WHAT IS REQUIRED: Quote the data below in full, minus the images.

-- PROVIDED DATA start --

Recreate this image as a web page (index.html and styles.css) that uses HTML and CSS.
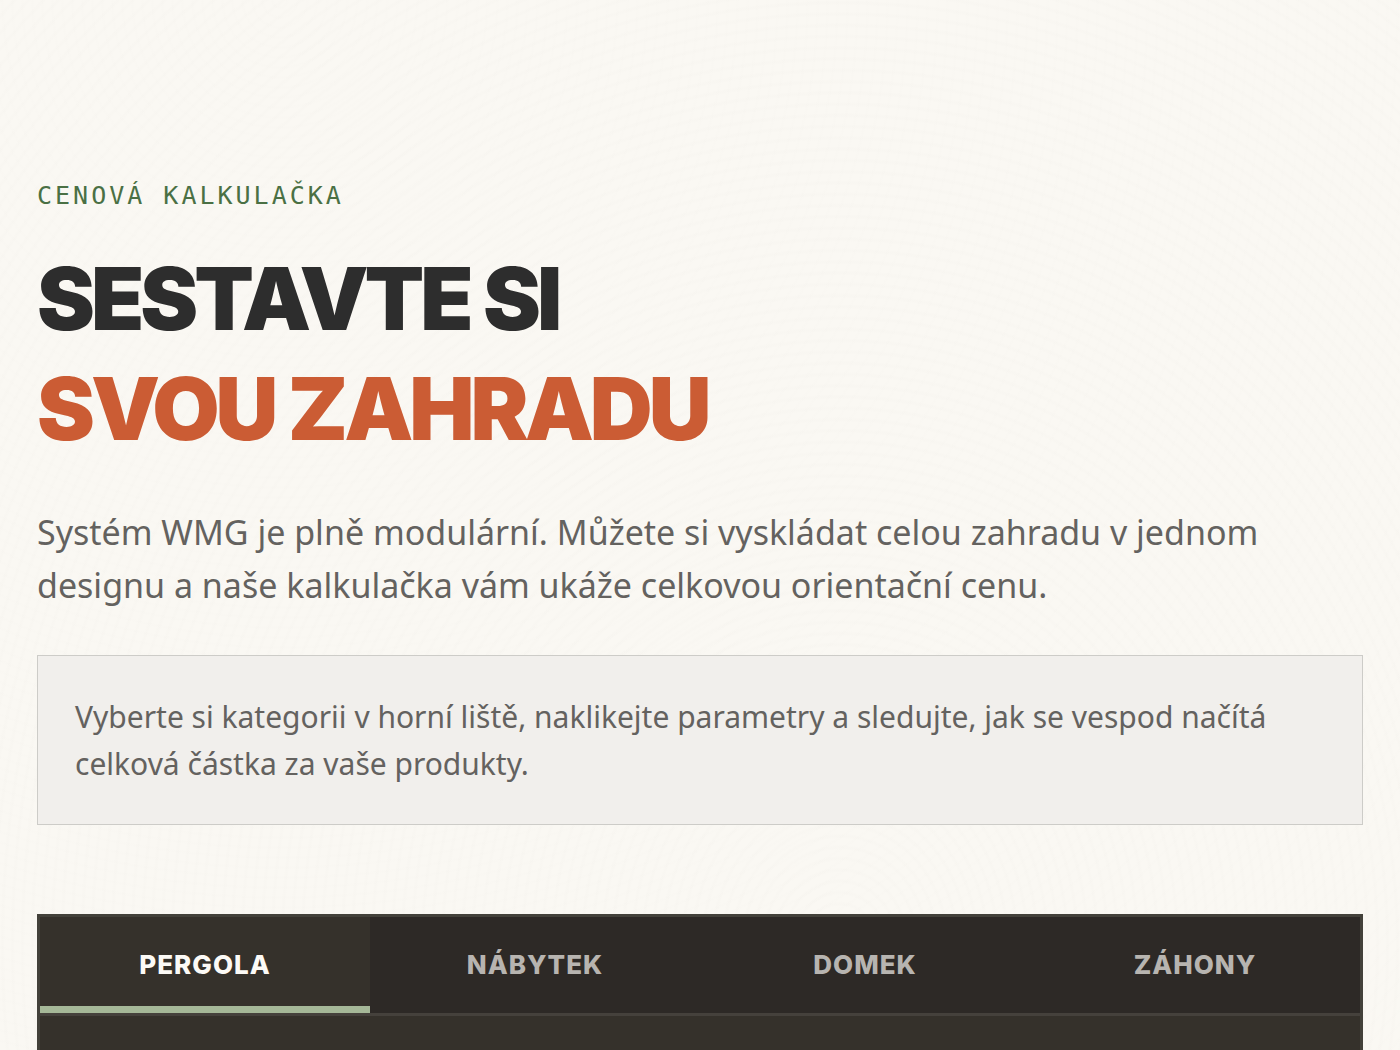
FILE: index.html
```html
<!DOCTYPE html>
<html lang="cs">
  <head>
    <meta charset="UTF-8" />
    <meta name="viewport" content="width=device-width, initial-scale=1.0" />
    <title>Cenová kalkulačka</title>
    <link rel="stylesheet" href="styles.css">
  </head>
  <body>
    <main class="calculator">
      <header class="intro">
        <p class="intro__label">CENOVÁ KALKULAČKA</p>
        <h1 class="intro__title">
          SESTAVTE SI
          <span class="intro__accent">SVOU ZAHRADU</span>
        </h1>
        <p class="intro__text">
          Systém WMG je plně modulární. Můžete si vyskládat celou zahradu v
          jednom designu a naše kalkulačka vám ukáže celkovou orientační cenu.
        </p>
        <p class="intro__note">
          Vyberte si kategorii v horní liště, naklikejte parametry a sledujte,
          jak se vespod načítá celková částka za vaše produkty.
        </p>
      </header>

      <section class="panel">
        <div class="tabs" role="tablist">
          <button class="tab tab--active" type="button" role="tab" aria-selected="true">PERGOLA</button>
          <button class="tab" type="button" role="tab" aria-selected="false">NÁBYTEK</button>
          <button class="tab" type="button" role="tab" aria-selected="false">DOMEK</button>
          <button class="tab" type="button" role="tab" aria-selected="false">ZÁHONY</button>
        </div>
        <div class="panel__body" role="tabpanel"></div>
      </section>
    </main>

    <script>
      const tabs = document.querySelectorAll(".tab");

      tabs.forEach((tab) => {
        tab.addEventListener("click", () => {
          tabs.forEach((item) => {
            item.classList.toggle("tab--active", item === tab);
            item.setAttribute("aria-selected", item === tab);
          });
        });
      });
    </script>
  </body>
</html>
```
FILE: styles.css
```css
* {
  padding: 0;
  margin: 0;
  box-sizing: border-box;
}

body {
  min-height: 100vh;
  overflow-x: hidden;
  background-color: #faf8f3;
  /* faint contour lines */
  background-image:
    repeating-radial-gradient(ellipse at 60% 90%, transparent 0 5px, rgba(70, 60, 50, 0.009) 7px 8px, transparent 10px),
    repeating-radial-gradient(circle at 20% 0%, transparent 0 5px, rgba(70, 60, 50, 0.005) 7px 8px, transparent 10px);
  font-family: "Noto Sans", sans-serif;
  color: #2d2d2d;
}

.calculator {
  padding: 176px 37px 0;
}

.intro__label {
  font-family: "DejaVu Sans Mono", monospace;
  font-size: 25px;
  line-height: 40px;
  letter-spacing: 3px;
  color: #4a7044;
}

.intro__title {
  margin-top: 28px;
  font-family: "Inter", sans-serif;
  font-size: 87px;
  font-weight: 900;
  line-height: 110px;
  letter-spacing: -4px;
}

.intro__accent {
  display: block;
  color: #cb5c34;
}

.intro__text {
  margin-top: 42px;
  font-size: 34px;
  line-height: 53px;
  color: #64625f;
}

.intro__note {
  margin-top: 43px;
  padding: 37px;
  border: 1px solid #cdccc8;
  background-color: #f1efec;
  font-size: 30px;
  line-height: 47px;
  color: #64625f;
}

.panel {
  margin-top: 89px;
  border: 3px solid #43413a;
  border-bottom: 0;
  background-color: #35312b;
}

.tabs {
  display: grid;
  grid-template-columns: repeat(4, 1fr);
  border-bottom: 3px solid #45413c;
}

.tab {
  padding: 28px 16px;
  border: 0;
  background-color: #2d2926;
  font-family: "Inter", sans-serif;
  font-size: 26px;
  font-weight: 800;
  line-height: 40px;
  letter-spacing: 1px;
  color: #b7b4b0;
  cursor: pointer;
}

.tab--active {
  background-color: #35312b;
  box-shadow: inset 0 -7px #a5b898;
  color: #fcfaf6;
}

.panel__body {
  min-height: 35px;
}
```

-- PROVIDED DATA end --

CORRECT RESPONSE:
Recreate this image as a web page (index.html and styles.css) that uses HTML and CSS.
FILE: index.html
```html
<!DOCTYPE html>
<html lang="cs">
  <head>
    <meta charset="UTF-8" />
    <meta name="viewport" content="width=device-width, initial-scale=1.0" />
    <title>Cenová kalkulačka</title>
    <link rel="stylesheet" href="styles.css">
  </head>
  <body>
    <main class="calculator">
      <header class="intro">
        <p class="intro__label">CENOVÁ KALKULAČKA</p>
        <h1 class="intro__title">
          SESTAVTE SI
          <span class="intro__accent">SVOU ZAHRADU</span>
        </h1>
        <p class="intro__text">
          Systém WMG je plně modulární. Můžete si vyskládat celou zahradu v
          jednom designu a naše kalkulačka vám ukáže celkovou orientační cenu.
        </p>
        <p class="intro__note">
          Vyberte si kategorii v horní liště, naklikejte parametry a sledujte,
          jak se vespod načítá celková částka za vaše produkty.
        </p>
      </header>

      <section class="panel">
        <div class="tabs" role="tablist">
          <button class="tab tab--active" type="button" role="tab" aria-selected="true">PERGOLA</button>
          <button class="tab" type="button" role="tab" aria-selected="false">NÁBYTEK</button>
          <button class="tab" type="button" role="tab" aria-selected="false">DOMEK</button>
          <button class="tab" type="button" role="tab" aria-selected="false">ZÁHONY</button>
        </div>
        <div class="panel__body" role="tabpanel"></div>
      </section>
    </main>

    <script>
      const tabs = document.querySelectorAll(".tab");

      tabs.forEach((tab) => {
        tab.addEventListener("click", () => {
          tabs.forEach((item) => {
            item.classList.toggle("tab--active", item === tab);
            item.setAttribute("aria-selected", item === tab);
          });
        });
      });
    </script>
  </body>
</html>
```
FILE: styles.css
```css
* {
  padding: 0;
  margin: 0;
  box-sizing: border-box;
}

body {
  min-height: 100vh;
  overflow-x: hidden;
  background-color: #faf8f3;
  /* faint contour lines */
  background-image:
    repeating-radial-gradient(ellipse at 60% 90%, transparent 0 5px, rgba(70, 60, 50, 0.009) 7px 8px, transparent 10px),
    repeating-radial-gradient(circle at 20% 0%, transparent 0 5px, rgba(70, 60, 50, 0.005) 7px 8px, transparent 10px);
  font-family: "Noto Sans", sans-serif;
  color: #2d2d2d;
}

.calculator {
  padding: 176px 37px 0;
}

.intro__label {
  font-family: "DejaVu Sans Mono", monospace;
  font-size: 25px;
  line-height: 40px;
  letter-spacing: 3px;
  color: #4a7044;
}

.intro__title {
  margin-top: 28px;
  font-family: "Inter", sans-serif;
  font-size: 87px;
  font-weight: 900;
  line-height: 110px;
  letter-spacing: -4px;
}

.intro__accent {
  display: block;
  color: #cb5c34;
}

.intro__text {
  margin-top: 42px;
  font-size: 34px;
  line-height: 53px;
  color: #64625f;
}

.intro__note {
  margin-top: 43px;
  padding: 37px;
  border: 1px solid #cdccc8;
  background-color: #f1efec;
  font-size: 30px;
  line-height: 47px;
  color: #64625f;
}

.panel {
  margin-top: 89px;
  border: 3px solid #43413a;
  border-bottom: 0;
  background-color: #35312b;
}

.tabs {
  display: grid;
  grid-template-columns: repeat(4, 1fr);
  border-bottom: 3px solid #45413c;
}

.tab {
  padding: 28px 16px;
  border: 0;
  background-color: #2d2926;
  font-family: "Inter", sans-serif;
  font-size: 26px;
  font-weight: 800;
  line-height: 40px;
  letter-spacing: 1px;
  color: #b7b4b0;
  cursor: pointer;
}

.tab--active {
  background-color: #35312b;
  box-shadow: inset 0 -7px #a5b898;
  color: #fcfaf6;
}

.panel__body {
  min-height: 35px;
}
```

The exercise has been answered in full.